I've heard that one before, except it was a kid and he was asking for poranges.


----------



## ExTo (May 18, 2008)

Ditto, except a hobo and toothpicks.


----------



## jcfynx (May 18, 2008)

So a furry walks into a bar and says "ouch!"


----------



## Dyluck (May 18, 2008)

Two furries walk into a bar. You'd think that one of them would have seen it or something.


----------



## Azure (May 18, 2008)

Two furries walk into a bar, then they Yiff each other in the butt.  I dunno where I was goin with this to begin with.


----------



## Ne0nie (May 18, 2008)

AzurePhoenix said:


> Two furries walk into a bar, then they Yiff each other in the butt.



If they yiffed each other in the butt at the same time, then that's quite comical


----------



## Dyluck (May 18, 2008)

AzurePhoenix said:


> Two furries walk into a bar, then they Yiff each other in the butt.  I dunno where I was goin with this to begin with.



A GAY BAR GAY BAR

LET'S START A _WAR_!


----------



## ChouKuma (May 19, 2008)

I could tell the one about the bear who wants beer from the Boulder Bear Beer Bar, but... It's explicit... *sighs* Lots of need to be censored words.


----------



## Beastcub (May 19, 2008)

a polar bear walks into a bar and the bartender asks "what will you have?" the bear says "i'll have........................ah just give me a beer" the bartender asks "why the huge pause?" and the bear replies "i dunno my dad had em too"


----------



## gunnerboy (Aug 7, 2008)

*facepalm*


----------



## Nalo (Aug 7, 2008)

gunnerboy said:


> *facepalm*


*facepaw*


----------



## makmakmob (Aug 7, 2008)

Nalo said:


> *facepaw*



*Gunshot*


----------



## iBurro (Aug 7, 2008)

Two furries walk into a bar. One turns to the other and says, "You didn't see it either?"

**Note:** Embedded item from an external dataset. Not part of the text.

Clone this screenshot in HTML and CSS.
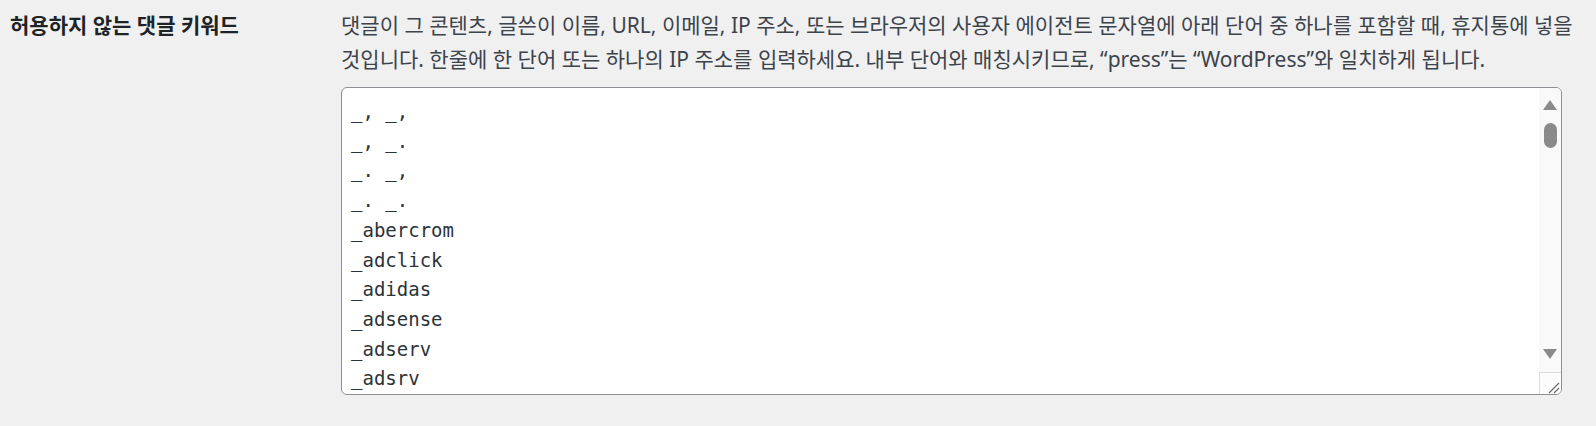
FILE: index.html
```html
<!DOCTYPE html>
<html lang="ko">
<head>
  <meta charset="UTF-8">
  <meta name="viewport" content="width=device-width, initial-scale=1.0">
  <title>토론 설정</title>
  <link rel="stylesheet" href="styles.css">
</head>
<body>
  <main class="form-row">
    <div class="row-label">
      <label for="disallowed_keys">허용하지 않는 댓글 키워드</label>
    </div>
    <div class="row-field">
      <p class="description">댓글이 그 콘텐츠, 글쓴이 이름, URL, 이메일, IP 주소, 또는 브라우저의 사용자 에이전트 문자열에 아래 단어 중 하나를 포함할 때, 휴지통에 넣을 것입니다. 한줄에 한 단어 또는 하나의 IP 주소를 입력하세요. 내부 단어와 매칭시키므로, “press”는 “WordPress”와 일치하게 됩니다.</p>
      <div class="keys-box">
        <textarea name="disallowed_keys" id="disallowed_keys" spellcheck="false">_, _,
_, _.
_. _,
_. _.
_abercrom
_adclick
_adidas
_adsense
_adserv
_adsrv
_adtrack
_affiliate
_amazon</textarea>
        <div class="scrollbar" aria-hidden="true">
          <span class="arrow up"></span>
          <span class="thumb"></span>
          <span class="arrow down"></span>
        </div>
        <div class="resizer" aria-hidden="true">
          <svg width="22" height="22" viewBox="0 0 22 22">
            <path d="M9 20 L19 10 M14 20 L19 15" stroke="#6b6b6b" stroke-width="1.2" fill="none"/>
          </svg>
        </div>
      </div>
    </div>
  </main>
</body>
</html>
```

FILE: styles.css
```css
body{
  margin: 0;
  background-color: #f0f0f1;
  color: #3c434a;
  font-family: "Segoe UI", "Noto Sans", "Noto Sans CJK KR", sans-serif;
}

.form-row{
  display: grid;
  grid-template-columns: 331px 1232px;
  padding: 9px 0 0 10px;
}

.row-label label{
  display: block;
  color: #1d2327;
  font-size: 21px;
  font-weight: 700;
  line-height: 33px;
}

.description{
  margin: 0;
  font-size: 21px;
  line-height: 33.5px;
}

.keys-box{
  position: relative;
  width: 1221px;
  margin-top: 11px;
  height: 308px;
}

textarea{
  display: block;
  box-sizing: border-box;
  width: 100%;
  height: 100%;
  margin: 0;
  padding: 9px 30px 0 9px;
  border: 1px solid #8c8f94;
  border-radius: 6px;
  background-color: white;
  color: #2c3338;
  font-family: Consolas, "DejaVu Sans Mono", monospace;
  font-size: 19px;
  line-height: 29.7px;
  overflow: hidden;
  resize: none;
  outline: none;
}

.scrollbar{
  position: absolute;
  top: 1px;
  right: 1px;
  width: 22px;
  height: 284px;
  background-color: #f9f9f9;
  border-top-right-radius: 5px;
}

.arrow{
  position: absolute;
  left: 4px;
  width: 0;
  height: 0;
  border-left: 7px solid transparent;
  border-right: 7px solid transparent;
}

.arrow.up{
  top: 12px;
  border-bottom: 10px solid #8a8a8a;
}

.arrow.down{
  top: 261px;
  border-top: 10px solid #8a8a8a;
}

.thumb{
  position: absolute;
  top: 35px;
  left: 5px;
  width: 13px;
  height: 25px;
  border-radius: 7px;
  background-color: #8a8a8a;
}

.resizer{
  position: absolute;
  right: 1px;
  bottom: 1px;
  width: 22px;
  height: 22px;
  box-sizing: border-box;
  border-top: 1px solid #dcdcdc;
  border-left: 1px solid #dcdcdc;
  background-color: #fcfcfc;
  border-bottom-right-radius: 5px;
}

.resizer svg{
  display: block;
}
```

x3 Count how long it takes you to get that one.


----------



## gunnerboy (Aug 7, 2008)

that was sad


----------



## Shadee (Apr 30, 2009)

Its the second day of a big con and a furry wakes up, has a snack and goes downstairs. After 20 minutes or so of wandering aimlessly he bumps into the first other furry that hes seen and asks "Where is everyone?" and the other furry replies "Dude its 7 am, they're sleeping! why aren't you?"



Since this was going mostly nowhere, thought i'd try my paw at it... ^^


----------



## Beta Link (Apr 30, 2009)

So a couple of furries go out hunting one day...


----------



## Attaman (Apr 30, 2009)

Does that joke happen to end with the Furry apologizing to Dick Cheney after it's been shot in the face?


----------



## FurForCameron (Apr 30, 2009)

Attaman said:


> Does that joke happen to end with the Furry apologizing to Dick Cheney after it's been shot in the face?



LOL.


----------



## Shadow (Apr 30, 2009)

I'd like to say a bar joke, but they've been overused.

Ah, hell, here's a little dry humor:

A horse walks into a bar, and the bartender asks, "Why the long face?" The horse answers, "My wife was diagnosed with cancer."


----------



## Bellini Tabloid (Apr 30, 2009)

lol, necro'd thread.


----------



## Jashwa (May 1, 2009)

Attaman said:


> Does that joke happen to end with the Furry apologizing to Dick Cheney after it's been shot in the face?


 ^best joke of the thread.


----------



## Grimfang (May 1, 2009)

Yeah, this is too necroey for me to ignore.


----------